The Perfect David explores a young bodybuilder’s unhealthy obsession with creating an ideal body and his mother’s equally obsessive artistic motivations.
After finishing a workout, the young bodybuilder David (Mauricio di Yorio) reluctantly poses for his mother Juana (Umbra Colombo) and she runs her fingers across his chest and shoulders, noting spots for improvement. It’s a strange moment of bodily intimacy that feels almost sexual to our puzzled eyes, but Juana’s examinations of her son’s body are treated with a detached calculation in her probing gaze. When she later measures David, Juana finds a one-centimeter difference between his shoulders—not something particularly noticeable, but to her a striking flaw.
We later learn that Juana is an artist, using David to craft a “perfect” physique to use as a model for her latest sculptural creation. To build this “perfect” body, David is put on a strict training regime including early morning workouts, a rigorous diet requiring him to feed himself even in the middle of the night, and eventually supplemental pills to increase his strength. Although Juana assures David that his progress is almost complete, his motivation continues to falter, and his training intrudes further into his personal life. After a series of distressing events including an unsuccessful sexual encounter and a violent episode that leads to his suspension from school, David becomes more and more obsessed with sculpting his body into an unhealthy ideal. Surrounded by intense pressures and driven to extreme measures, he is taken on a journey where he faces shattering consequences and unexpected revelations.
Inside The Perfect David (El Perfecto David) is a clever thematic core centered around art, bodies, and obsession. Look no further than the protagonist’s name, which clearly recalls Michelangelo’s David—the iconic sculpture often held as a standard of male beauty in the eyes of the Classical art world. There’s an intriguing story here about Juana’s careless obsession with crafting a perfect body for David and the dangerous consequences of her artistic pursuits—the physical, mental, and emotional toll on David’s health and self-esteem. Even the relationship between the two offers a puzzling psychological dimension—a strange relationship guided by artist and subject, where she sees him not as her son, but a body to be used as a clay to mold to her artistic desires. Had The Perfect David kept its focus on this unique premise around Juana’s artistic motivations and this strange mother-son relationship, it would have been a lot more original and intriguing.
Unfortunately, the film ignores this angle to focus instead on David’s bodybuilding obsession and how his life is suddenly torn apart by steroids, hormonal rages, and fractured relationships. This narrative detour throws in a handful of predictable story beats and never coalesces into anything particularly compelling since none of the characters are well fleshed out enough or given much personality. After an all too sudden climactic moment that doesn’t feel very impactful, the film takes another tonally confusing detour, ending on a strange note that clashes with everything that came before it. And for a film so concerned with aesthetics and artistry, The Perfect David’s sense of style is remarkably ugly and uninspiring with its dark and dry color palette and an electronic score that grates with abstract, industrial tones. Even the direction feels too obvious, like when the most intense sequences quickly switch to rapid handheld shots and blur in and out of focus.

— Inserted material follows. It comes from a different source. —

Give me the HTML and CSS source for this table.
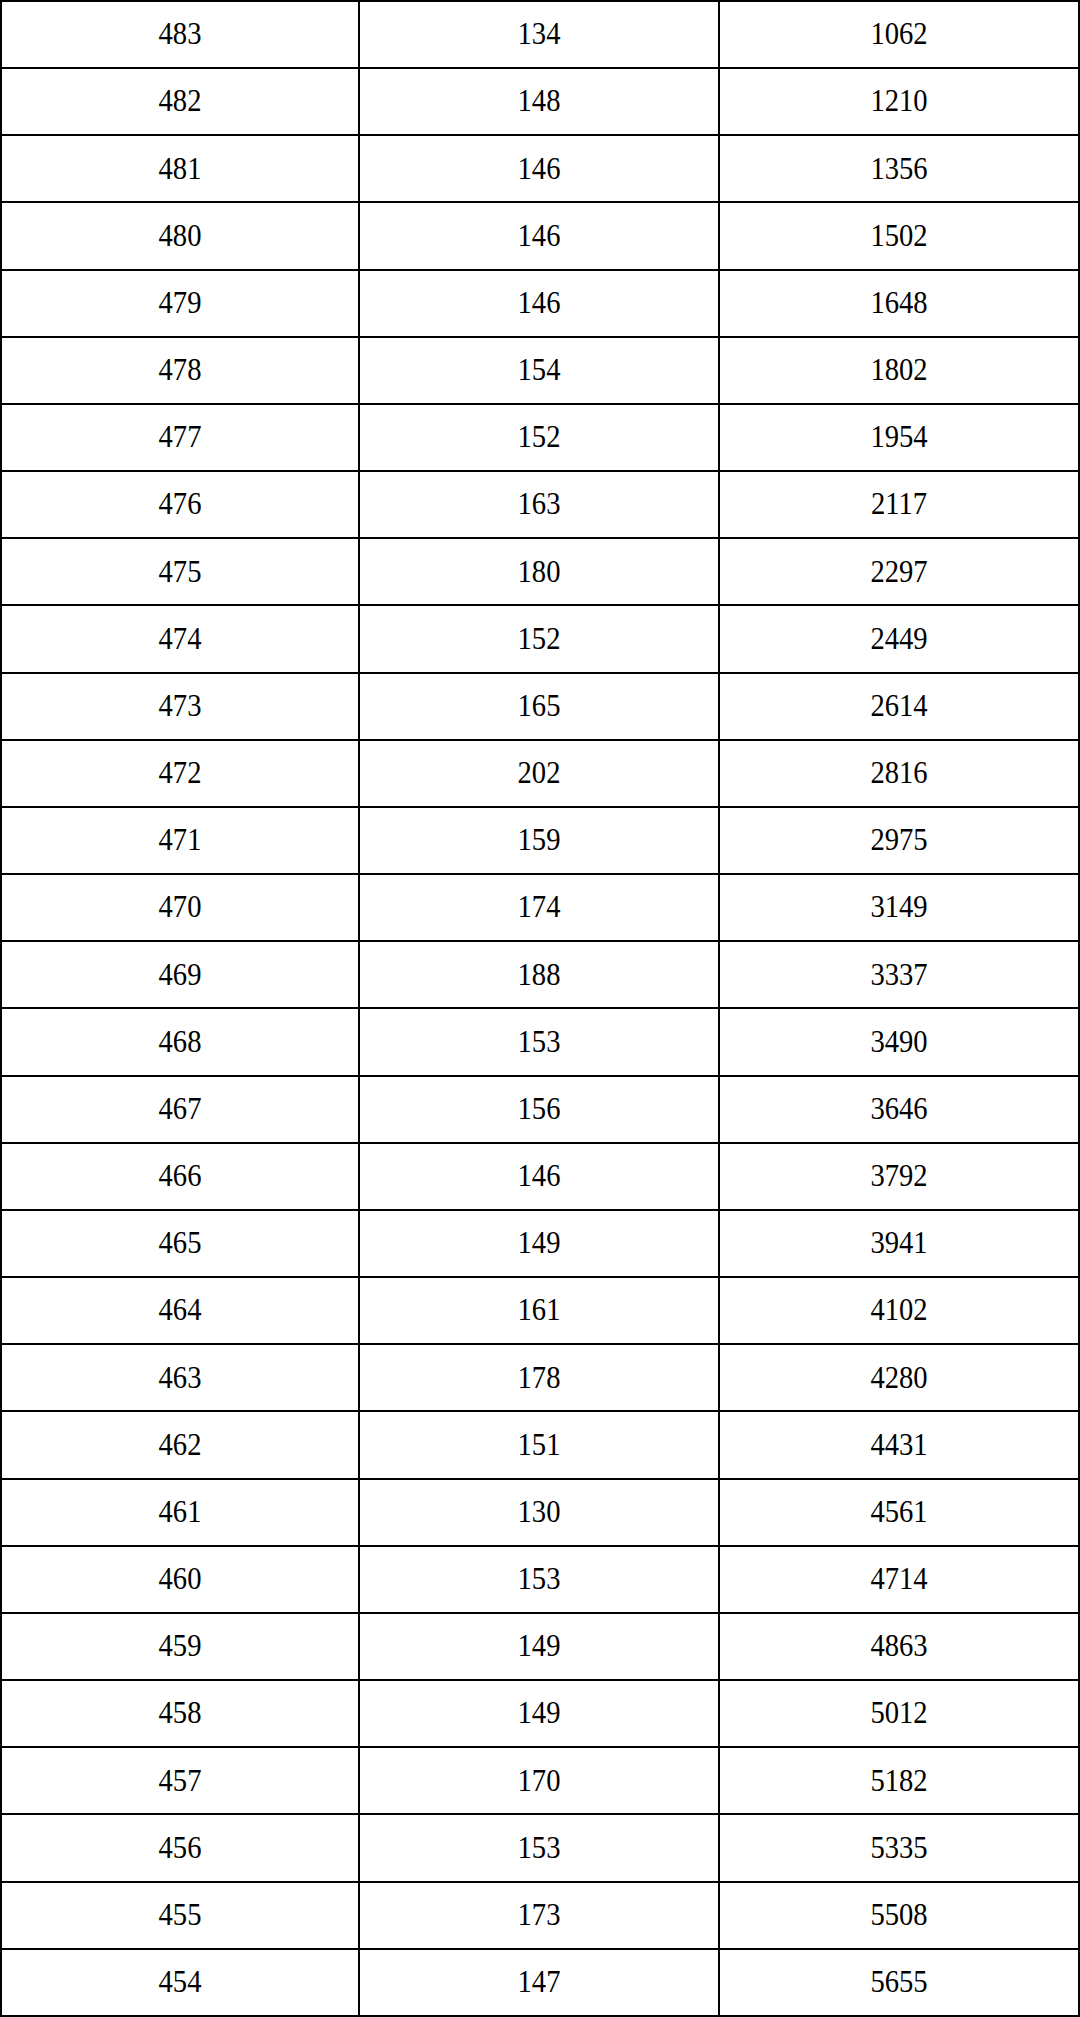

Drawing from personal experience, writer and director Felipe Gómez Aparicio created The Perfect David to tell the story of a young man’s journey of self-discovery when he’s put under intense pressures by family and society to look and act in a certain way. There’s certainly plenty of rich ideas to explore there, but they ultimately never translate into a compelling narrative and cinematic vision, and we never get a true sense of that journey and where exactly David is going.
The Perfect David will be available to watch digitally at the Tribeca Film Festival on June 15-23, 2021.